- Collected data
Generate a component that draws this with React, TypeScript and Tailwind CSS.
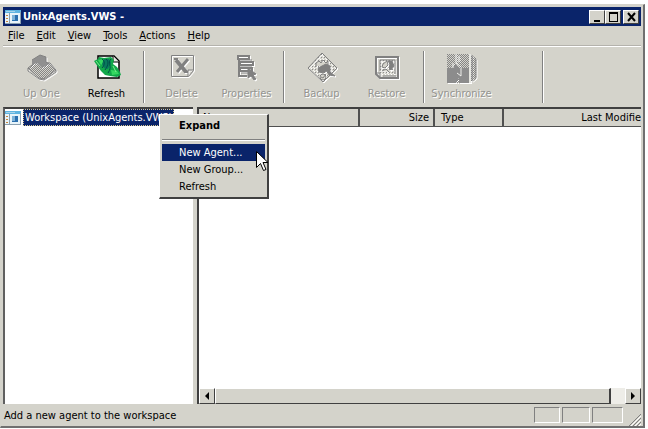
import React from "react";
import clsx from "clsx";

interface ToolButtonProps {
  label: string;
  disabled?: boolean;
  children: React.ReactNode;
}

const menus = ["File", "Edit", "View", "Tools", "Actions", "Help"];

const raised =
  "border border-t-white border-l-white border-r-[#404040] border-b-[#404040] bg-[#d4d3cb]";

const sunken = "border border-t-[#808080] border-r-white border-b-white border-l-[#808080]";

const headerCell = "border-b border-[#505050] pt-px font-normal";

const AppIcon: React.FC = () => (
  <svg className="h-4 w-4 shrink-0" viewBox="0 0 16 16" shapeRendering="crispEdges" aria-hidden="true">
    <path fill="#e8f4fa" d="M0 1h16v14H0z" />
    <path fill="#5fb4e0" d="M0 1h16v3H0z" />
    <path fill="#a9d4ea" d="M1 2h9v1H1z" />
    <path fill="#8aa0b0" d="M4 4h1v11H4zM0 14h16v1H0zM15 3h1v12h-1z" />
    <path fill="#c9873c" d="M1 6h2v1H1zM1 9h2v1H1zM1 12h2v1H1z" />
    <path fill="#2a6fae" d="M7 6h6v6H7z" />
    <path fill="#7fb3d8" d="M7 6h3v5H7z" />
  </svg>
);

const ToolIcon: React.FC<{ children: React.ReactNode }> = ({ children }) => (
  <svg
    className="h-8 w-8 drop-shadow-[1px_1px_0_#ffffff]"
    viewBox="0 0 32 32"
    fill="none"
    stroke="#808080"
    aria-hidden="true"
  >
    {children}
  </svg>
);

const UpOneIcon: React.FC = () => (
  <ToolIcon>
    <path fill="url(#dither)" d="M2 17 10 11 24 12 30 19 18 28 13 27z" />
    <path d="M2 17v3l11 8 5 1 12-8v-2" />
    <path fill="#909090" stroke="none" d="M6 9 14 4 20 6 20 11 23 13 16 17 11 12 6 14z" />
    <path d="M6 9 14 4l6 2v5l3 2" />
  </ToolIcon>
);

const RefreshIcon: React.FC = () => (
  <svg className="h-8 w-8" viewBox="0 0 32 32" aria-hidden="true">
    <path fill="#ffffff" stroke="#000000" strokeWidth="1.500" d="M7 5h16l5 5v17H7z" />
    <path fill="#e8e8e2" stroke="#000000" d="M22 5v6h6" />
    <path fill="#12a84a" d="M3 10 7 8 8 6l5 1 7-1 3 3-1 4 4 3 3 5 1 3-4 2-7-1-5-1-4-4-3-4-2-3z" />
    <path fill="#35d860" d="m7 9 5-1 1 3-3 3zM20 19l6 1 2 3-7 1z" />
    <path fill="#087a5c" d="m13 8 5 0 2 4-3 6-4-1-2-4z" />
    <path stroke="#004c48" fill="none" d="M11 8c3 2 3 6 0 9M20 8c-4 4 2 7-3 14M15 8c4 3 1 8-1 11" />
    <path stroke="#7cf08c" fill="none" d="m5 10 4 5M22 15l3 6" />
  </svg>
);

const DeleteIcon: React.FC = () => (
  <ToolIcon>
    <path d="M5.500 4.500h22v15l-5 6h-17z" />
    <path d="M27 19h-5v6" />
    <path strokeWidth="4" d="m10 9 10 12" />
    <path strokeWidth="3" d="M22 8 11 21" />
    <path strokeWidth="2" d="M8 8h4M18 21h4" />
  </ToolIcon>
);

const PropertiesIcon: React.FC = () => (
  <ToolIcon>
    <path strokeWidth="2" d="M7 5h11v3H7zM8 8v17h8M9 11h13v3H9zM9 17h12v3H9z" />
    <path d="M8 9h13M9 16h12M10 22h7" />
    <path fill="#808080" d="m17 17 8 6-3 1 3 4-2 1-3-4-3 2z" />
  </ToolIcon>
);

const BackupIcon: React.FC = () => (
  <ToolIcon>
    <path fill="url(#dither-light)" d="M16 2 31 17 17 31 2 17z" />
    <path fill="#d4d3cb" stroke="none" d="M10 11h12v4H10z" />
    <path d="M10 16v-4l3-2 2 2 2-3 3 3 2-2v6" />
    <path fill="#808080" d="m12 17 8-4 4 2v6l5 4-6-1-2-4-4 2-4-1z" />
    <circle cx="17" cy="26" r="3" fill="#d4d3cb" />
    <path d="m15 26 2 1 3-4" />
  </ToolIcon>
);

const RestoreIcon: React.FC = () => (
  <ToolIcon>
    <path strokeWidth="2" d="M5 6h22v21H9l-4-4z" />
    <path fill="url(#dither-light)" stroke="none" d="M9 9h15v14H9z" />
    <path d="M9 20V9h15v14" />
    <path fill="#808080" d="M17 10h4l2 5-3 4-2-2 1-4z" />
    <path fill="#d4d3cb" d="m12 13 4-3 1 4-3 3-3-1zM11 20l4-2 3 3" />
    <path d="M5 22h4v4M12 25h13" />
  </ToolIcon>
);

const SynchronizeIcon: React.FC = () => (
  <ToolIcon>
    <path fill="url(#dither)" stroke="none" d="M1 3h23l6 4v21l-6 4H1z" />
    <path fill="#8c8c8c" stroke="none" d="M1 17h5l4-4 3 4h10v15H13v-5l-3 5H1z" />
    <path stroke="#e6e6e0" strokeWidth="2" d="M24 3v29" />
    <path stroke="#f0f0ec" d="M10 3v9l4 3M7 12v5M15 17v8l-4-3M13 5v6" />
    <path d="M26 4v26M30 8v19" />
  </ToolIcon>
);

const ToolButton: React.FC<ToolButtonProps> = ({ label, disabled, children }) => (
  <button
    type="button"
    disabled={disabled}
    className={clsx(
      "flex w-[65px] flex-col items-center gap-[3px] whitespace-nowrap",
      disabled ? "text-[#949490] [text-shadow:1px_1px_0_#ffffff]" : "text-black"
    )}
  >
    {children}
    <span>{label}</span>
  </button>
);

const ToolSeparator: React.FC = () => (
  <div className="mx-1 w-[2px] self-stretch border-l border-r border-l-[#808080] border-r-white" />
);

const TitleBar: React.FC = () => (
  <header className="flex h-[19px] items-center bg-[#0a246a] pr-[2px] pl-[2px] text-white">
    <AppIcon />
    <h1 className="ml-[2px] grow font-bold">UnixAgents.VWS -</h1>
    <button type="button" aria-label="Minimize" className={clsx(raised, "h-[14px] w-4")}>
      <svg viewBox="0 0 14 12" shapeRendering="crispEdges">
        <path fill="#000000" d="M4 9h6v2H4z" />
      </svg>
    </button>
    <button type="button" aria-label="Maximize" className={clsx(raised, "h-[14px] w-4")}>
      <svg viewBox="0 0 14 12" shapeRendering="crispEdges">
        <path fill="#000000" d="M3 1h9v10H3zM4 3v7h7V3z" fillRule="evenodd" />
      </svg>
    </button>
    <button type="button" aria-label="Close" className={clsx(raised, "ml-[2px] h-[14px] w-4")}>
      <svg viewBox="0 0 14 12">
        <path stroke="#000000" strokeWidth="2" d="m4 2 7 8M11 2l-7 8" />
      </svg>
    </button>
  </header>
);

const ContextMenu: React.FC = () => (
  <div
    role="menu"
    className={clsx(
      raised,
      "absolute top-[7px] left-[156px] z-10 w-[110px] border-r-2 border-b-2 p-[2px]"
    )}
  >
    <button type="button" role="menuitem" className="block h-[18px] w-full pl-[17px] text-left font-bold">
      Expand
    </button>
    <div className="mt-1 mb-[3px] h-[2px] border-t border-b border-t-[#808080] border-b-white" />
    <button
      type="button"
      role="menuitem"
      className="block h-[17px] w-full bg-[#0a246a] pl-[17px] text-left text-white"
    >
      New Agent...
    </button>
    <button type="button" role="menuitem" className="block h-[17px] w-full pl-[17px] text-left">
      New Group...
    </button>
    <button type="button" role="menuitem" className="block h-[17px] w-full pl-[17px] text-left">
      Refresh
    </button>
    <svg className="absolute top-[36px] left-[96px] h-[21px] w-3" viewBox="0 0 12 21" aria-hidden="true">
      <path fill="#ffffff" stroke="#000000" d="M.5.5v16l4-4 3 7 2.500-1-3-7h5z" />
    </svg>
  </div>
);

const FileList: React.FC = () => (
  <section className="flex min-w-0 grow flex-col overflow-hidden border-t-2 border-l-2 border-[#404040] bg-white">
    <div className="grow overflow-hidden">
      <table className="w-full table-fixed border-collapse">
        <thead>
          <tr className="h-[17px] bg-[#d4d3cb] whitespace-nowrap">
            <th className={clsx(headerCell, "w-[160px] border-r-2 px-1 text-left")}>Name</th>
            <th className={clsx(headerCell, "w-[75px] border-r-2 px-1 text-right")}>Size</th>
            <th className={clsx(headerCell, "w-[69px] border-r-2 px-[6px] text-left")}>Type</th>
            <th className={clsx(headerCell, "text-right")}>Last Modifie</th>
          </tr>
        </thead>
        <tbody />
      </table>
    </div>
    <div className="flex h-4 bg-[#eeede8]">
      <button type="button" aria-label="Scroll left" className={clsx(raised, "w-4")}>
        <svg viewBox="0 0 14 14">
          <path d="M9 3v8L5 7z" />
        </svg>
      </button>
      <div className={clsx(raised, "grow border-r-2")} />
      <div className="w-[14px]" />
      <button type="button" aria-label="Scroll right" className={clsx(raised, "w-4")}>
        <svg viewBox="0 0 14 14">
          <path d="M5 3v8l4-4z" />
        </svg>
      </button>
    </div>
  </section>
);

const StatusBar: React.FC = () => (
  <footer className="flex h-[22px] items-center gap-[2px]">
    <p className="grow pt-[2px] pl-px">Add a new agent to the workspace</p>
    <div className={clsx(sunken, "h-4 w-[26px]")} />
    <div className={clsx(sunken, "h-4 w-[28px]")} />
    <div className={clsx(sunken, "h-4 w-[31px]")} />
    <svg className="ml-1 h-3 w-3 self-end" viewBox="0 0 12 12" stroke="#808080" aria-hidden="true">
      <path d="M0 12 12 0M4 12l8-8M8 12l4-4" />
      <path stroke="#ffffff" d="M2 12 12 2M6 12l6-6M10 12l2-2" />
    </svg>
  </footer>
);

const App: React.FC = () => {
  return (
    <div className="h-screen bg-white pt-1 pr-[3px] pb-px font-['DejaVu_Sans_Condensed','DejaVu_Sans',sans-serif] text-[11px] leading-4 text-black">
      <svg className="absolute h-0 w-0" aria-hidden="true">
        <defs>
          <pattern id="dither" width="2" height="2" patternUnits="userSpaceOnUse">
            <path fill="#858585" d="M0 0h1v1H0zM1 1h1v1H1z" />
          </pattern>
          <pattern id="dither-light" width="3" height="3" patternUnits="userSpaceOnUse">
            <path fill="#8c8c8c" d="M0 0h1v1H0z" />
            <path fill="#f4f4f0" d="M1 1h1v1H1z" />
          </pattern>
        </defs>
      </svg>
      <div className="flex h-full flex-col border-t border-r-2 border-b-2 border-l border-t-[#d4d3cb] border-r-[#707070] border-b-[#707070] border-l-[#d4d3cb] bg-[#d4d3cb] pt-[2px] pr-[2px] pl-[2px]">
        <TitleBar />
        <nav className="flex h-[20px] items-center gap-3 border-b border-[#b4b2ac] pl-[5px]">
          {menus.map((name) => (
            <button type="button" key={name}>
              <span className="underline">{name[0]}</span>
              {name.slice(1)}
            </button>
          ))}
        </nav>
        <div className="flex h-[61px] border-t border-white pt-1 pb-1 pl-[6px]">
          <ToolButton label="Up One" disabled>
            <UpOneIcon />
          </ToolButton>
          <ToolButton label="Refresh">
            <RefreshIcon />
          </ToolButton>
          <ToolSeparator />
          <ToolButton label="Delete" disabled>
            <DeleteIcon />
          </ToolButton>
          <ToolButton label="Properties" disabled>
            <PropertiesIcon />
          </ToolButton>
          <ToolSeparator />
          <ToolButton label="Backup" disabled>
            <BackupIcon />
          </ToolButton>
          <ToolButton label="Restore" disabled>
            <RestoreIcon />
          </ToolButton>
          <ToolSeparator />
          <ToolButton label="Synchronize" disabled>
            <SynchronizeIcon />
          </ToolButton>
          <div className="w-11" />
          <ToolSeparator />
        </div>
        <main className="relative flex min-h-0 grow gap-1">
          <section className="w-[190px] shrink-0 border-t-2 border-l-2 border-t-[#404040] border-l-[#606060] bg-white">
            <div className="flex items-center gap-[2px]">
              <AppIcon />
              <span className="border border-dotted border-[#d8c890] bg-[#0a246a] px-px leading-[15px] whitespace-nowrap text-white">
                Workspace (UnixAgents.VWS)
              </span>
            </div>
          </section>
          <FileList />
          <ContextMenu />
        </main>
        <StatusBar />
      </div>
    </div>
  );
};

export default App;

- The request
Take the material above from its first line through the line holding "border-t-[#808080] border-r-white border-b-white" and set it down exactly, without the pictures.

- Solution
Generate a component that draws this with React, TypeScript and Tailwind CSS.
import React from "react";
import clsx from "clsx";

interface ToolButtonProps {
  label: string;
  disabled?: boolean;
  children: React.ReactNode;
}

const menus = ["File", "Edit", "View", "Tools", "Actions", "Help"];

const raised =
  "border border-t-white border-l-white border-r-[#404040] border-b-[#404040] bg-[#d4d3cb]";

const sunken = "border border-t-[#808080] border-r-white border-b-white border-l-[#808080]";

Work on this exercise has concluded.